***** INFORMATION SUPPLIED *****

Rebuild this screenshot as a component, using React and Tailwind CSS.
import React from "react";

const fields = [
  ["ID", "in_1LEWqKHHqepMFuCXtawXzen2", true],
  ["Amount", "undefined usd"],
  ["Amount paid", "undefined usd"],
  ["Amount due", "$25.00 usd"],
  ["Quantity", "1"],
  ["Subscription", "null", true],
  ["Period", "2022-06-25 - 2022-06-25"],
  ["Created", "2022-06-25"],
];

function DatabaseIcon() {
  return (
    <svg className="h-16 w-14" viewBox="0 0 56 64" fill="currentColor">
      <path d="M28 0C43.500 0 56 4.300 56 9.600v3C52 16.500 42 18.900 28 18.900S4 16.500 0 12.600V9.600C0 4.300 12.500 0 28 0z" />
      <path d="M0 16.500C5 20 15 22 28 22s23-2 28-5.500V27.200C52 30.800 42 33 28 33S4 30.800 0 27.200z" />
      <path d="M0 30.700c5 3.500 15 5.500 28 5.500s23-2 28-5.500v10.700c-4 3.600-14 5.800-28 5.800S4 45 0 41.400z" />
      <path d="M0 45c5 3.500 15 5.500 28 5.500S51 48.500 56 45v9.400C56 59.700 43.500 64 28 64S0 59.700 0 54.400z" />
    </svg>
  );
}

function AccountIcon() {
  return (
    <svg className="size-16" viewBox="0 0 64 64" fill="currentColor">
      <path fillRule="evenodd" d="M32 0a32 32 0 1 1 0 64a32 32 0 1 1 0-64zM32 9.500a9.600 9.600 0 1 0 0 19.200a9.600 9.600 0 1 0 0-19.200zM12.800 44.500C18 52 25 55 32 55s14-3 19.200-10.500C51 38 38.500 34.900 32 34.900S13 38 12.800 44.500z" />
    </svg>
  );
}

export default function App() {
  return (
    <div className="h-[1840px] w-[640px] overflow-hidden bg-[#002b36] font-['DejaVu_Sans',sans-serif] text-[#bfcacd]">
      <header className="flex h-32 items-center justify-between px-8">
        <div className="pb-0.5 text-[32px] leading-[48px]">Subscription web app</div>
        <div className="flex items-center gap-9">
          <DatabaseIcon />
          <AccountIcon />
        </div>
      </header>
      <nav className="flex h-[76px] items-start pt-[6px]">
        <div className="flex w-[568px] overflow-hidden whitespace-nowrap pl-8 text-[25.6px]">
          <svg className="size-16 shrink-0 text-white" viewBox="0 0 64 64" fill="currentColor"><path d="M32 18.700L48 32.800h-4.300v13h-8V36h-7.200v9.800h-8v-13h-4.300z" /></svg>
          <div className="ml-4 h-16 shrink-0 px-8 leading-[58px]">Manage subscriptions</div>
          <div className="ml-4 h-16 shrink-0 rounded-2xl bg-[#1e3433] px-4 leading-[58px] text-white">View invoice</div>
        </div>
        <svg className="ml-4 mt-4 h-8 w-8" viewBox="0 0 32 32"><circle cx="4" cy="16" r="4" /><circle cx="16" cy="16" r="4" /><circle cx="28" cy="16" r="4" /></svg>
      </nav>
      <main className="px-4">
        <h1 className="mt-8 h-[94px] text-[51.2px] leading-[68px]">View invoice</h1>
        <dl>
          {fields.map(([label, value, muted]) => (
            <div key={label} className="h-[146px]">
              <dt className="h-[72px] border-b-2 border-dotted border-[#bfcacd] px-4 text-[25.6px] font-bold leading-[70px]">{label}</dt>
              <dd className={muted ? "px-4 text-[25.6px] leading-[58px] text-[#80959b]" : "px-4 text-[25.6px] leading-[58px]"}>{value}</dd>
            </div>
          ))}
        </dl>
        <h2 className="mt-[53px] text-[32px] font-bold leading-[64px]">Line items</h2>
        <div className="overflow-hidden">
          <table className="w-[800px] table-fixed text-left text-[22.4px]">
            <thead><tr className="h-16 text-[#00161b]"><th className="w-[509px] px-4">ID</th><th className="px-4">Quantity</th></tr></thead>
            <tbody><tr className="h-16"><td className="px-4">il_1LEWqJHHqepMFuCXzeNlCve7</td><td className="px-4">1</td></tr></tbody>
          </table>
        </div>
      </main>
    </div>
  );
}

*****

TASK GOAL ▸ From the first line to the last, retype the data exactly.

WRITTEN RESPONSE ▸
Rebuild this screenshot as a component, using React and Tailwind CSS.
import React from "react";

const fields = [
  ["ID", "in_1LEWqKHHqepMFuCXtawXzen2", true],
  ["Amount", "undefined usd"],
  ["Amount paid", "undefined usd"],
  ["Amount due", "$25.00 usd"],
  ["Quantity", "1"],
  ["Subscription", "null", true],
  ["Period", "2022-06-25 - 2022-06-25"],
  ["Created", "2022-06-25"],
];

function DatabaseIcon() {
  return (
    <svg className="h-16 w-14" viewBox="0 0 56 64" fill="currentColor">
      <path d="M28 0C43.500 0 56 4.300 56 9.600v3C52 16.500 42 18.900 28 18.900S4 16.500 0 12.600V9.600C0 4.300 12.500 0 28 0z" />
      <path d="M0 16.500C5 20 15 22 28 22s23-2 28-5.500V27.200C52 30.800 42 33 28 33S4 30.800 0 27.200z" />
      <path d="M0 30.700c5 3.500 15 5.500 28 5.500s23-2 28-5.500v10.700c-4 3.600-14 5.800-28 5.800S4 45 0 41.400z" />
      <path d="M0 45c5 3.500 15 5.500 28 5.500S51 48.500 56 45v9.400C56 59.700 43.500 64 28 64S0 59.700 0 54.400z" />
    </svg>
  );
}

function AccountIcon() {
  return (
    <svg className="size-16" viewBox="0 0 64 64" fill="currentColor">
      <path fillRule="evenodd" d="M32 0a32 32 0 1 1 0 64a32 32 0 1 1 0-64zM32 9.500a9.600 9.600 0 1 0 0 19.200a9.600 9.600 0 1 0 0-19.200zM12.800 44.500C18 52 25 55 32 55s14-3 19.200-10.500C51 38 38.500 34.900 32 34.900S13 38 12.800 44.500z" />
    </svg>
  );
}

export default function App() {
  return (
    <div className="h-[1840px] w-[640px] overflow-hidden bg-[#002b36] font-['DejaVu_Sans',sans-serif] text-[#bfcacd]">
      <header className="flex h-32 items-center justify-between px-8">
        <div className="pb-0.5 text-[32px] leading-[48px]">Subscription web app</div>
        <div className="flex items-center gap-9">
          <DatabaseIcon />
          <AccountIcon />
        </div>
      </header>
      <nav className="flex h-[76px] items-start pt-[6px]">
        <div className="flex w-[568px] overflow-hidden whitespace-nowrap pl-8 text-[25.6px]">
          <svg className="size-16 shrink-0 text-white" viewBox="0 0 64 64" fill="currentColor"><path d="M32 18.700L48 32.800h-4.300v13h-8V36h-7.200v9.800h-8v-13h-4.300z" /></svg>
          <div className="ml-4 h-16 shrink-0 px-8 leading-[58px]">Manage subscriptions</div>
          <div className="ml-4 h-16 shrink-0 rounded-2xl bg-[#1e3433] px-4 leading-[58px] text-white">View invoice</div>
        </div>
        <svg className="ml-4 mt-4 h-8 w-8" viewBox="0 0 32 32"><circle cx="4" cy="16" r="4" /><circle cx="16" cy="16" r="4" /><circle cx="28" cy="16" r="4" /></svg>
      </nav>
      <main className="px-4">
        <h1 className="mt-8 h-[94px] text-[51.2px] leading-[68px]">View invoice</h1>
        <dl>
          {fields.map(([label, value, muted]) => (
            <div key={label} className="h-[146px]">
              <dt className="h-[72px] border-b-2 border-dotted border-[#bfcacd] px-4 text-[25.6px] font-bold leading-[70px]">{label}</dt>
              <dd className={muted ? "px-4 text-[25.6px] leading-[58px] text-[#80959b]" : "px-4 text-[25.6px] leading-[58px]"}>{value}</dd>
            </div>
          ))}
        </dl>
        <h2 className="mt-[53px] text-[32px] font-bold leading-[64px]">Line items</h2>
        <div className="overflow-hidden">
          <table className="w-[800px] table-fixed text-left text-[22.4px]">
            <thead><tr className="h-16 text-[#00161b]"><th className="w-[509px] px-4">ID</th><th className="px-4">Quantity</th></tr></thead>
            <tbody><tr className="h-16"><td className="px-4">il_1LEWqJHHqepMFuCXzeNlCve7</td><td className="px-4">1</td></tr></tbody>
          </table>
        </div>
      </main>
    </div>
  );
}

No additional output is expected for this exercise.